Written task: Extract word for word the lines of the listing from its start to the line holding "</style></head><body>", both ends kept; pictures are not part of the copy.
** START OF Data section **
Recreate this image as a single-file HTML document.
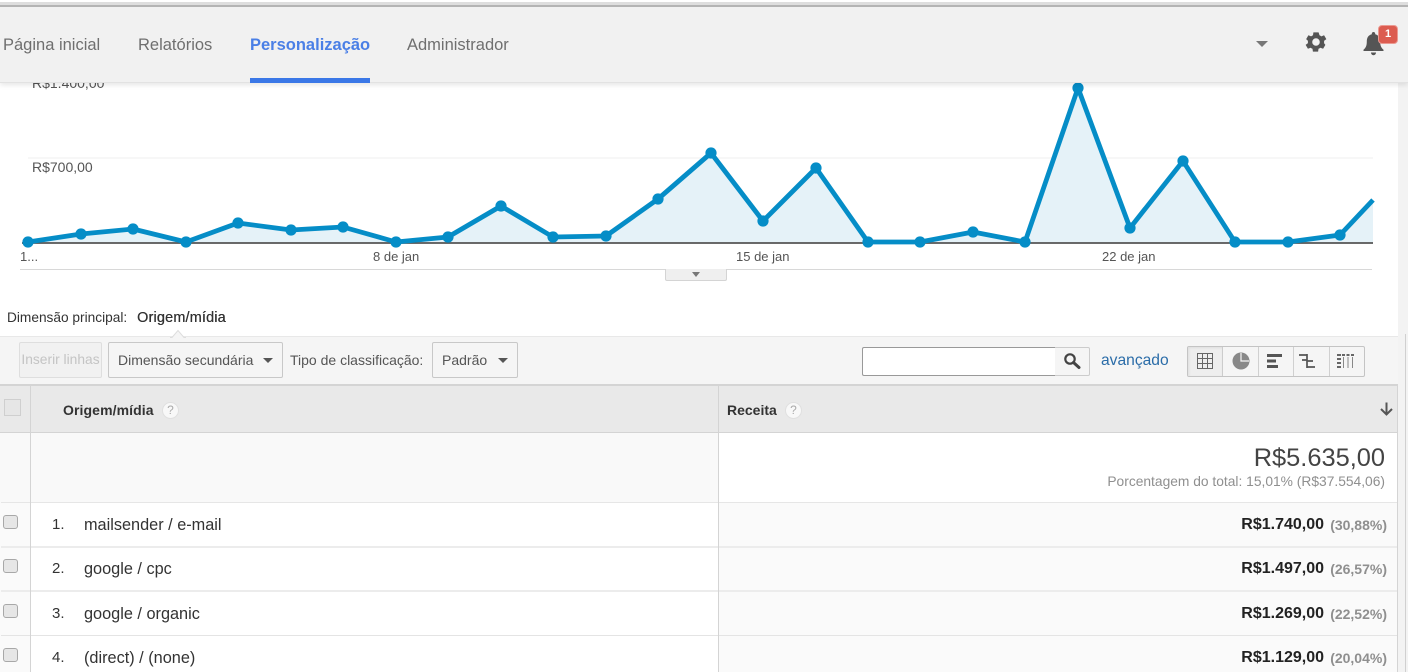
<!DOCTYPE html>
<html lang="pt"><head><meta charset="utf-8"><title>Analytics</title>
<style>
html,body{margin:0;padding:0;background:#fff}
body{width:1408px;height:672px;overflow:hidden;position:relative;font-family:"Liberation Sans",Arial,sans-serif;color:#333}
.a{position:absolute;white-space:nowrap}
.box{position:absolute;box-sizing:border-box}
.nav{top:36px;font-size:16.5px;line-height:18px;color:#6f6f6f}
.tick{top:250px;font-size:13px;line-height:14px;color:#555}
.btn{position:absolute;box-sizing:border-box;border:1px solid #c8c8c8;border-radius:2px;background:#f5f5f5}
.tri{position:absolute;width:0;height:0;border-left:5px solid transparent;border-right:5px solid transparent;border-top:5px solid #555}
.line{position:absolute;left:1px;width:1396px;height:2px;background:#ececec}
.cb{position:absolute;left:3px;width:15px;height:14px;box-sizing:border-box;border:1px solid #a8a8a8;border-radius:3px;background:#e6e6e6}
.n{position:absolute;left:52px;font-size:15px;line-height:16px;color:#333}
.s{position:absolute;left:84px;font-size:16.3px;line-height:16px;color:#333;white-space:nowrap}
.v{position:absolute;right:84px;font-size:16px;line-height:16px;font-weight:bold;color:#222;white-space:nowrap}
.p{position:absolute;right:21px;font-size:14px;line-height:16px;font-weight:bold;color:#8f8f8f;white-space:nowrap}
.q{position:absolute;width:17px;height:17px;border-radius:50%;background:#f8f8f8;border:1px solid #e0e0e0;box-sizing:border-box;font-size:12px;line-height:15px;text-align:center;color:#aaa}
</style></head><body>

<!-- side strip -->
<div class="box" style="left:1398px;top:83px;width:10px;height:589px;background:#f3f3f3"></div>
<div class="box" style="left:1405px;top:334px;width:1px;height:338px;background:#d0d0d0"></div>

<!-- chart -->
<svg class="a" style="left:0;top:83px" width="1398" height="200" viewBox="0 83 1398 200">
<line x1="28" y1="158" x2="1373" y2="158" stroke="#efefef" stroke-width="1"/>
<polygon fill="#e5f2f8" points="28,242 81,234 133,229 186,242 238,223 291,230 343,227 396,242 448,237 501,206 553,237 606,236 658,199 711,153 763,221 816,168 868,242 920,242 973,232 1025,242 1078,88 1130,228 1183,161 1235,242 1288,242 1340,235 1373,200 1373,243 28,243"/>
<line x1="22" y1="243" x2="1373" y2="243" stroke="#555" stroke-width="1.8"/>
<polyline fill="none" stroke="#058dc7" stroke-width="4.800" stroke-linejoin="round" points="28,242 81,234 133,229 186,242 238,223 291,230 343,227 396,242 448,237 501,206 553,237 606,236 658,199 711,153 763,221 816,168 868,242 920,242 973,232 1025,242 1078,88 1130,228 1183,161 1235,242 1288,242 1340,235 1373,200"/>
<g fill="#058dc7">
<circle cx="28" cy="242" r="5.600"/><circle cx="81" cy="234" r="5.600"/><circle cx="133" cy="229" r="5.600"/><circle cx="186" cy="242" r="5.600"/><circle cx="238" cy="223" r="5.600"/><circle cx="291" cy="230" r="5.600"/><circle cx="343" cy="227" r="5.600"/><circle cx="396" cy="242" r="5.600"/><circle cx="448" cy="237" r="5.600"/><circle cx="501" cy="206" r="5.600"/><circle cx="553" cy="237" r="5.600"/><circle cx="606" cy="236" r="5.600"/><circle cx="658" cy="199" r="5.600"/><circle cx="711" cy="153" r="5.600"/><circle cx="763" cy="221" r="5.600"/><circle cx="816" cy="168" r="5.600"/><circle cx="868" cy="242" r="5.600"/><circle cx="920" cy="242" r="5.600"/><circle cx="973" cy="232" r="5.600"/><circle cx="1025" cy="242" r="5.600"/><circle cx="1078" cy="88" r="5.600"/><circle cx="1130" cy="228" r="5.600"/><circle cx="1183" cy="161" r="5.600"/><circle cx="1235" cy="242" r="5.600"/><circle cx="1288" cy="242" r="5.600"/><circle cx="1340" cy="235" r="5.600"/>
</g>
<line x1="20" y1="269.500" x2="1372" y2="269.500" stroke="#d8d8d8" stroke-width="1"/>
</svg>
<div class="a" style="left:32px;top:75px;font-size:14px;line-height:16px;color:#555">R$1.400,00</div>
<div class="a" style="left:32px;top:159px;font-size:14px;line-height:16px;color:#555">R$700,00</div>
<div class="a tick" style="left:20px">1...</div>
<div class="a tick" style="left:373px">8 de jan</div>
<div class="a tick" style="left:736px">15 de jan</div>
<div class="a tick" style="left:1102px">22 de jan</div>
<div class="box" style="left:665px;top:269px;width:62px;height:12px;background:#efefef;border:1px solid #d4d4d4;border-top:none;border-radius:0 0 2px 2px"></div>
<div class="tri" style="left:692px;top:272px;border-left-width:4px;border-right-width:4px;border-top-color:#777"></div>

<!-- top nav -->
<div class="box" style="left:0;top:0;width:1408px;height:83px;background:#f1f1f1;border-bottom:1px solid #e2e2e2;box-shadow:0 2px 5px rgba(0,0,0,.10)"></div>
<div class="box" style="left:0;top:0;width:1408px;height:2px;background:#fff"></div>
<div class="box" style="left:0;top:2px;width:1408px;height:3px;background:#dedede"></div>
<div class="box" style="left:0;top:5px;width:1408px;height:2px;background:#b4b4b4"></div>
<div class="a nav" style="left:3px">Página inicial</div>
<div class="a nav" style="left:138px">Relatórios</div>
<div class="a nav" style="left:250px;color:#4a7fe6;font-weight:bold">Personalização</div>
<div class="box" style="left:250px;top:78px;width:120px;height:5px;background:#3b78e7"></div>
<div class="a nav" style="left:407px">Administrador</div>
<div class="tri" style="left:1256px;top:41px;border-left-width:6px;border-right-width:6px;border-top:6px solid #777"></div>
<svg class="a" style="left:1303px;top:29px" width="26" height="26" viewBox="0 0 24 24"><path fill="#555" fill-rule="evenodd" d="M19.400 13c.05-.33.08-.66.08-1s-.03-.67-.08-1l2.150-1.650-2.100-3.600-2.500 1c-.52-.4-1.100-.74-1.730-1L14.400 3.100h-4.800l-.37 2.650c-.63.26-1.200.6-1.730 1l-2.500-1-2.100 3.600L4.600 11c-.05.33-.08.66-.08 1s.03.67.08 1l-2.150 1.650 2.100 3.600 2.500-1c.52.4 1.100.74 1.730 1l.37 2.650h4.800l.37-2.650c.63-.26 1.200-.6 1.730-1l2.500 1 2.100-3.600L19.400 13zM12 15.500a3.500 3.500 0 1 1 0-7 3.500 3.500 0 0 1 0 7z"/></svg>
<svg class="a" style="left:1361px;top:30px" width="25" height="27" viewBox="0 0 25 27"><path fill="#555" d="M12.500 2c1 0 1.700.7 1.700 1.700v.6c3.400.8 5 3.600 5 7.200 0 4.300 1 6.200 3.300 8.300v1.200H2.500v-1.200c2.300-2.100 3.300-4 3.300-8.300 0-3.600 1.600-6.400 5-7.200v-.6c0-1 .7-1.700 1.700-1.700z"/><path fill="#555" d="M10 22.500h5c0 1.500-1 2.700-2.500 2.700S10 24 10 22.500z"/></svg>
<div class="box" style="left:1378px;top:25px;width:20px;height:19px;background:#dc5c50;border-radius:4px;border:1px solid #eb9a92;color:#fff;font-size:11px;font-weight:bold;line-height:17px;text-align:center">1</div>

<!-- dimension -->
<div class="a" style="left:7px;top:311px;font-size:13.7px;line-height:14px;color:#333">Dimensão principal:</div>
<div class="a" style="left:137px;top:311px;font-size:14.400px;line-height:14px;color:#333;letter-spacing:.2px;text-shadow:.3px 0 0 #333">Origem/mídia</div>

<!-- toolbar -->
<div class="box" style="left:0;top:336px;width:1398px;height:48px;background:#f5f5f5;border-top:1px solid #e8e8e8"></div>
<svg class="a" style="left:170px;top:329px" width="16" height="9" viewBox="0 0 16 9"><path d="M0 8.500h2L8 1.500l6 7h2" fill="#f5f5f5" stroke="#ddd"/></svg>
<div class="btn" style="left:19px;top:342px;width:83px;height:36px;border-color:#dedede;background:#f1f1f1;color:#c4c4c4;font-size:13.800px;line-height:34px;text-align:center;white-space:nowrap;overflow:hidden">Inserir linhas</div>
<div class="btn" style="left:108px;top:342px;width:175px;height:36px;font-size:14px;line-height:34px;padding-left:9px;color:#555;white-space:nowrap">Dimensão secundária</div>
<div class="tri" style="left:263px;top:358px"></div>
<div class="a" style="left:290px;top:353px;font-size:14px;line-height:15px;color:#555">Tipo de classificação:</div>
<div class="btn" style="left:432px;top:342px;width:86px;height:36px;font-size:14px;line-height:34px;padding-left:9px;color:#555">Padrão</div>
<div class="tri" style="left:498px;top:358px"></div>
<div class="box" style="left:862px;top:347px;width:194px;height:29px;background:#fff;border:1px solid #999;border-right:1px solid #ccc;border-radius:2px 0 0 2px"></div>
<div class="box" style="left:1055px;top:347px;width:35px;height:29px;background:#f5f5f5;border:1px solid #ccc;border-left:none;border-radius:0 2px 2px 0"></div>
<svg class="a" style="left:1063px;top:352px" width="18" height="18" viewBox="0 0 18 18"><circle cx="7" cy="7" r="4.700" fill="none" stroke="#444" stroke-width="2.200"/><path d="M10.500 10.500L16 15.500" stroke="#444" stroke-width="3" stroke-linecap="round"/></svg>
<div class="a" style="left:1101px;top:353px;font-size:15.600px;line-height:16px;color:#2a6ca8">avançado</div>

<div class="btn" style="left:1187px;top:346px;width:178px;height:31px;background:#f5f5f5;border-color:#c4c4c4;border-width:1px"></div>
<div class="box" style="left:1188px;top:347px;width:35px;height:29px;background:#eee;border-right:1px solid #ccc;box-shadow:inset 1px 1px 2px #ddd"></div>
<div class="box" style="left:1258px;top:347px;width:1px;height:29px;background:#d0d0d0"></div>
<div class="box" style="left:1293px;top:347px;width:1px;height:29px;background:#d0d0d0"></div>
<div class="box" style="left:1329px;top:347px;width:1px;height:29px;background:#d0d0d0"></div>
<svg class="a" style="left:1187px;top:346px" width="178" height="31" viewBox="0 0 178 31">
<g fill="none" stroke="#666" stroke-width="1"><rect x="10.500" y="7.500" width="15" height="15"/><path d="M15.500 7.500v15M20.500 7.500v15M10.500 12.500h15M10.500 17.500h15"/></g>
<circle cx="54" cy="15" r="8.500" fill="#888"/><path d="M54 7v8h8" fill="none" stroke="#f5f5f5" stroke-width="1.200"/>
<g fill="#555"><rect x="80" y="8" width="15" height="3"/><rect x="80" y="13.500" width="9" height="3"/><rect x="80" y="19" width="11" height="3"/></g>
<g fill="none" stroke="#555" stroke-width="1.700"><path d="M112 9h8M120 8v7M120 14h-5M120 14v8M120 21h8M120 15h6"/></g>
<g fill="#666"><rect x="150" y="8" width="4" height="2"/><rect x="150" y="12" width="4" height="2"/><rect x="150" y="16" width="4" height="2"/><rect x="150" y="20" width="4" height="2"/><rect x="155" y="8" width="3" height="2"/><rect x="159.500" y="8" width="3" height="2"/><rect x="164" y="8" width="3" height="2"/></g>
<g stroke="#888" stroke-width="1"><path d="M156.500 11v11M161 11v11M165.500 11v11"/></g>
</svg>

<!-- table head -->
<div class="box" style="left:0;top:384px;width:1398px;height:49px;background:#e9e9e9;border-top:2px solid #d4d4d4;border-bottom:1px solid #d4d4d4"></div>
<div class="box" style="left:4px;top:399px;width:17px;height:17px;border:1px solid #cfcfcf;background:#e6e6e6"></div>
<div class="a" style="left:63px;top:403px;font-size:14px;line-height:15px;font-weight:bold;color:#333;letter-spacing:.1px">Origem/mídia</div>
<div class="q" style="left:162px;top:402px">?</div>
<div class="a" style="left:727px;top:403px;font-size:14px;line-height:15px;font-weight:bold;color:#333">Receita</div>
<div class="q" style="left:785px;top:402px">?</div>
<svg class="a" style="left:1379px;top:401px" width="15" height="16" viewBox="0 0 15 16"><path d="M7.500 1.500v11.500M2 8l5.500 5.500L13 8" fill="none" stroke="#555" stroke-width="2"/></svg>

<!-- total row -->
<div class="box" style="left:0;top:433px;width:718px;height:70px;background:#f9f9f9"></div>
<div class="box" style="left:719px;top:433px;width:678px;height:70px;background:#fff"></div>
<div class="a" style="right:23px;top:444px;font-size:25.400px;line-height:28px;color:#444">R$5.635,00</div>
<div class="a" style="right:23px;top:474px;font-size:13.800px;line-height:15px;color:#8f8f8f">Porcentagem do total: 15,01% (R$37.554,06)</div>

<!-- rows -->
<div class="box" style="left:719px;top:503px;width:678px;height:169px;background:#fafafa"></div>
<div class="box" style="left:31px;top:503px;width:687px;height:169px;background:#fff"></div>
<div class="box" style="left:0;top:503px;width:30px;height:169px;background:#fafafa"></div>
<div class="line" style="top:502px;height:1px;background:#e6e6e6"></div>
<div class="line" style="top:546px"></div>
<div class="line" style="top:590px"></div>
<div class="line" style="top:635px;height:1px;background:#e4e4e4"></div>
<!-- column rules -->
<div class="box" style="left:30px;top:385px;width:1px;height:287px;background:#d4d4d4"></div>
<div class="box" style="left:718px;top:385px;width:1px;height:287px;background:#d4d4d4"></div>
<div class="box" style="left:1397px;top:384px;width:1px;height:288px;background:#d4d4d4"></div>

<div class="cb" style="top:515px"></div><div class="n" style="top:517px">1.</div><div class="s" style="top:517px">mailsender / e-mail</div>
<div class="v" style="top:517px">R$1.740,00</div><div class="p" style="top:517px">(30,88%)</div>
<div class="cb" style="top:559px"></div><div class="n" style="top:561px">2.</div><div class="s" style="top:561px">google / cpc</div>
<div class="v" style="top:561px">R$1.497,00</div><div class="p" style="top:561px">(26,57%)</div>
<div class="cb" style="top:604px"></div><div class="n" style="top:606px">3.</div><div class="s" style="top:606px">google / organic</div>
<div class="v" style="top:606px">R$1.269,00</div><div class="p" style="top:606px">(22,52%)</div>
<div class="cb" style="top:648px"></div><div class="n" style="top:650px">4.</div><div class="s" style="top:650px">(direct) / (none)</div>
<div class="v" style="top:650px">R$1.129,00</div><div class="p" style="top:650px">(20,04%)</div>
</body></html>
** END OF Data section **
Written solution:
Recreate this image as a single-file HTML document.
<!DOCTYPE html>
<html lang="pt"><head><meta charset="utf-8"><title>Analytics</title>
<style>
html,body{margin:0;padding:0;background:#fff}
body{width:1408px;height:672px;overflow:hidden;position:relative;font-family:"Liberation Sans",Arial,sans-serif;color:#333}
.a{position:absolute;white-space:nowrap}
.box{position:absolute;box-sizing:border-box}
.nav{top:36px;font-size:16.5px;line-height:18px;color:#6f6f6f}
.tick{top:250px;font-size:13px;line-height:14px;color:#555}
.btn{position:absolute;box-sizing:border-box;border:1px solid #c8c8c8;border-radius:2px;background:#f5f5f5}
.tri{position:absolute;width:0;height:0;border-left:5px solid transparent;border-right:5px solid transparent;border-top:5px solid #555}
.line{position:absolute;left:1px;width:1396px;height:2px;background:#ececec}
.cb{position:absolute;left:3px;width:15px;height:14px;box-sizing:border-box;border:1px solid #a8a8a8;border-radius:3px;background:#e6e6e6}
.n{position:absolute;left:52px;font-size:15px;line-height:16px;color:#333}
.s{position:absolute;left:84px;font-size:16.3px;line-height:16px;color:#333;white-space:nowrap}
.v{position:absolute;right:84px;font-size:16px;line-height:16px;font-weight:bold;color:#222;white-space:nowrap}
.p{position:absolute;right:21px;font-size:14px;line-height:16px;font-weight:bold;color:#8f8f8f;white-space:nowrap}
.q{position:absolute;width:17px;height:17px;border-radius:50%;background:#f8f8f8;border:1px solid #e0e0e0;box-sizing:border-box;font-size:12px;line-height:15px;text-align:center;color:#aaa}
</style></head><body>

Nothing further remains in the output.